[Problem description]:
Every line of the data that contains the string "styles" must be copied.

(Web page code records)
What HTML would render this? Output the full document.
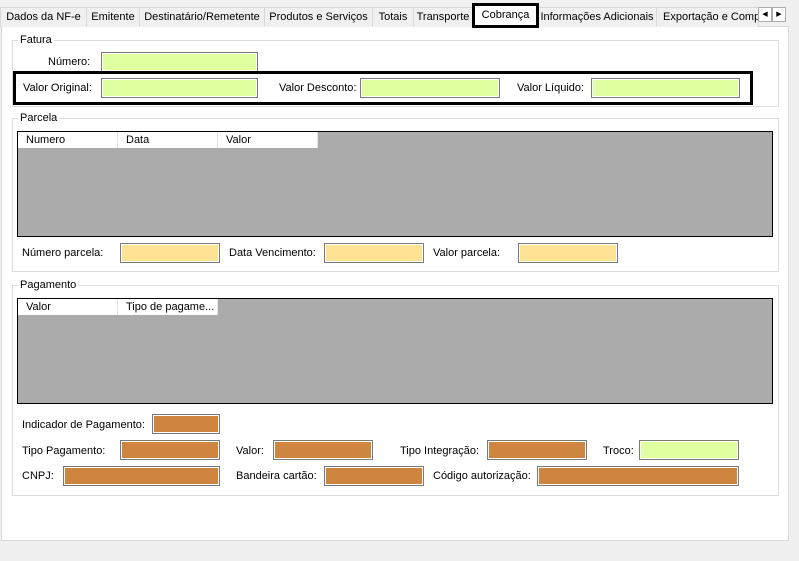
<!DOCTYPE html>
<html><head><meta charset="utf-8"><style>
*{box-sizing:border-box;margin:0;padding:0}
body{width:799px;height:561px;background:#f0f0f0;position:relative;overflow:hidden;font-family:"Liberation Sans",Arial,sans-serif;font-size:11px;color:#000;white-space:nowrap}
.a{position:absolute}
.tab{position:absolute;top:7px;height:20px;border:1px solid #d9d9d9;border-bottom:none;background:#f0f0f0;padding:3px 0 0 0;text-align:center;white-space:nowrap;overflow:hidden;font-size:11px}
.panel{position:absolute;left:1px;top:26px;width:788px;height:515px;background:#fff;border:1px solid #d9d9d9}
.grp{position:absolute;left:12px;width:767px;border:1px solid #dcdcdc}
.gl{position:absolute;background:#fff;padding:0 2px;left:5px;top:-8px;line-height:14px}
.in{position:absolute;height:20px;border:1px solid #7a7a7a;box-shadow:inset 0 0 0 1px #fff}
.g{background:#dfffa0}.y{background:#ffe394}.o{background:#cd8540}
.lb{position:absolute;line-height:14px}
.grid{position:absolute;left:17px;width:756px;height:106px;background:#ababab;border:1px solid #000}
.hd{position:absolute;top:0;height:16px;background:#fff;border-right:1px solid #e5e5e5;padding:1px 0 0 8px;line-height:14px;overflow:hidden}
</style></head><body>
<div class="panel"></div>
<div class="tab" style="left:0;width:87px">Dados da NF-e</div>
<div class="tab" style="left:86px;width:54px">Emitente</div>
<div class="tab" style="left:139px;width:126px">Destinatário/Remetente</div>
<div class="tab" style="left:264px;width:109px">Produtos e Serviços</div>
<div class="tab" style="left:372px;width:42px">Totais</div>
<div class="tab" style="left:413px;width:60px">Transporte</div>
<div class="tab" style="left:537px;width:120px">Informações Adicionais</div>
<div class="tab" style="left:656px;width:103px;text-align:left;padding-left:6px">Exportação e Compras</div>
<div class="a" style="left:472px;top:3px;width:67px;height:25px;background:#fff;border:3px solid #000;text-align:center;padding-top:3px">Cobrança</div>
<div class="a" style="left:758px;top:7px;width:14px;height:15px;border:1px solid #adadad;background:#fff;font-size:7px;text-align:center;line-height:13px">◀</div>
<div class="a" style="left:772px;top:7px;width:14px;height:15px;border:1px solid #adadad;background:#fff;font-size:7px;text-align:center;line-height:13px">▶</div>

<div class="grp" style="top:40px;height:67px"><span class="gl">Fatura</span></div>
<span class="lb" style="left:48px;top:55px">Número:</span>
<div class="in g" style="left:101px;top:52px;width:157px"></div>
<div class="a" style="left:13px;top:71px;width:740px;height:34px;border:3px solid #000"></div>
<span class="lb" style="left:23px;top:81px">Valor Original:</span>
<div class="in g" style="left:101px;top:78px;width:157px"></div>
<span class="lb" style="left:279px;top:81px">Valor Desconto:</span>
<div class="in g" style="left:360px;top:78px;width:140px"></div>
<span class="lb" style="left:517px;top:81px">Valor Líquido:</span>
<div class="in g" style="left:591px;top:78px;width:149px"></div>

<div class="grp" style="top:118px;height:154px"><span class="gl">Parcela</span></div>
<div class="grid" style="top:131px">
<div class="hd" style="left:0;width:100px">Numero</div>
<div class="hd" style="left:100px;width:100px">Data</div>
<div class="hd" style="left:200px;width:100px">Valor</div>
</div>
<span class="lb" style="left:22px;top:246px">Número parcela:</span>
<div class="in y" style="left:120px;top:243px;width:100px"></div>
<span class="lb" style="left:229px;top:246px">Data Vencimento:</span>
<div class="in y" style="left:324px;top:243px;width:100px"></div>
<span class="lb" style="left:433px;top:246px">Valor parcela:</span>
<div class="in y" style="left:518px;top:243px;width:100px"></div>

<div class="grp" style="top:285px;height:211px"><span class="gl">Pagamento</span></div>
<div class="grid" style="top:298px">
<div class="hd" style="left:0;width:100px">Valor</div>
<div class="hd" style="left:100px;width:100px">Tipo de pagame...</div>
</div>
<span class="lb" style="left:22px;top:418px">Indicador de Pagamento:</span>
<div class="in o" style="left:152px;top:414px;width:68px"></div>
<span class="lb" style="left:22px;top:444px">Tipo Pagamento:</span>
<div class="in o" style="left:120px;top:440px;width:100px"></div>
<span class="lb" style="left:236px;top:444px">Valor:</span>
<div class="in o" style="left:273px;top:440px;width:100px"></div>
<span class="lb" style="left:400px;top:444px">Tipo Integração:</span>
<div class="in o" style="left:487px;top:440px;width:100px"></div>
<span class="lb" style="left:603px;top:444px">Troco:</span>
<div class="in g" style="left:639px;top:440px;width:100px"></div>
<span class="lb" style="left:22px;top:469px">CNPJ:</span>
<div class="in o" style="left:63px;top:466px;width:157px"></div>
<span class="lb" style="left:236px;top:469px">Bandeira cartão:</span>
<div class="in o" style="left:324px;top:466px;width:100px"></div>
<span class="lb" style="left:433px;top:469px">Código autorização:</span>
<div class="in o" style="left:537px;top:466px;width:202px"></div>
</body></html>
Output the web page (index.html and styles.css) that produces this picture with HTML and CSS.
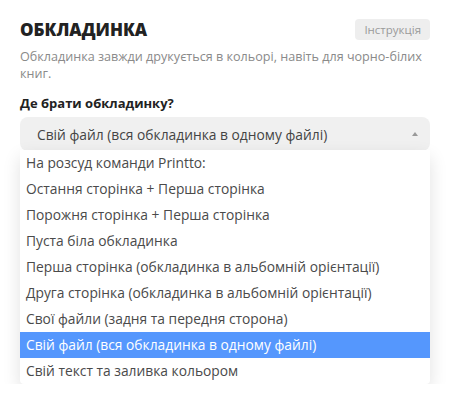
FILE: index.html
```html
<!DOCTYPE html>
<html lang="uk">
<head>
<meta charset="utf-8">
<link rel="stylesheet" href="styles.css">
</head>
<body>
<div class="panel">
  <div class="head">
    <h2 class="title">ОБКЛАДИНКА</h2>
    <span class="btn">Інструкція</span>
  </div>
  <p class="desc">Обкладинка завжди друкується в кольорі, навіть для чорно-білих книг.</p>
  <div class="label">Де брати обкладинку?</div>
  <div class="field">
    <div class="select">
      <span>Свій файл (вся обкладинка в одному файлі)</span>
      <span class="arrow"></span>
    </div>
    <ul class="menu">
      <li>На розсуд команди Printto:</li>
      <li>Остання сторінка + Перша сторінка</li>
      <li>Порожня сторінка + Перша сторінка</li>
      <li>Пуста біла обкладинка</li>
      <li>Перша сторінка (обкладинка в альбомній орієнтації)</li>
      <li>Друга сторінка (обкладинка в альбомній орієнтації)</li>
      <li>Свої файли (задня та передня сторона)</li>
      <li class="active">Свій файл (вся обкладинка в одному файлі)</li>
      <li>Свій текст та заливка кольором</li>
    </ul>
  </div>
</div>
</body>
</html>
```
FILE: styles.css
```css
* { box-sizing: border-box; }
body {
  margin: 0;
  background: #fff;
  font-family: "Open Sans", "DejaVu Sans", sans-serif;
  color: #444;
}
.panel {
  padding: 19px 20px 0 20px;
}
.head {
  display: flex;
  justify-content: space-between;
  align-items: center;
  height: 21px;
}
.title {
  margin: 0;
  font-size: 17px;
  font-weight: 800;
  color: #222;
  line-height: 22px;
  padding-top: 1px;
}
.btn {
  background: #eeeeee;
  color: #9a9a9a;
  font-size: 11.5px;
  height: 21px;
  line-height: 21px;
  padding: 0 9px;
  border-radius: 4px;
}
.desc {
  margin: 8px 0 0 0;
  font-size: 12.6px;
  line-height: 17px;
  color: #8a8a8a;
}
.label {
  margin-top: 13px;
  font-size: 13px;
  font-weight: 700;
  color: #222;
  line-height: 16px;
}
.field {
  margin-top: 6px;
}
.select {
  height: 34px;
  background: #f0f0f0;
  border-radius: 8px;
  display: flex;
  align-items: center;
  justify-content: space-between;
  padding: 0 12px 0 17px;
  font-size: 13.8px;
  color: #444;
}
.arrow {
  width: 0;
  height: 0;
  border-left: 3px solid transparent;
  border-right: 3px solid transparent;
  border-bottom: 4px solid #999;
}
.menu {
  margin: -1px 0 0 0;
  padding: 0;
  list-style: none;
  background: #fff;
  border-radius: 0 0 4px 4px;
  box-shadow: 0 7px 18px rgba(0, 0, 0, 0.12);
}
.menu li {
  height: 26px;
  line-height: 26px;
  padding: 0 6px;
  font-size: 13.8px;
  color: #4a4a4a;
  white-space: nowrap;
}
.menu li.active {
  background: #5597fd;
  color: #fff;
}
```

[Full output]:
Output the web page (index.html and styles.css) that produces this picture with HTML and CSS.
<link rel="stylesheet" href="styles.css">
FILE: styles.css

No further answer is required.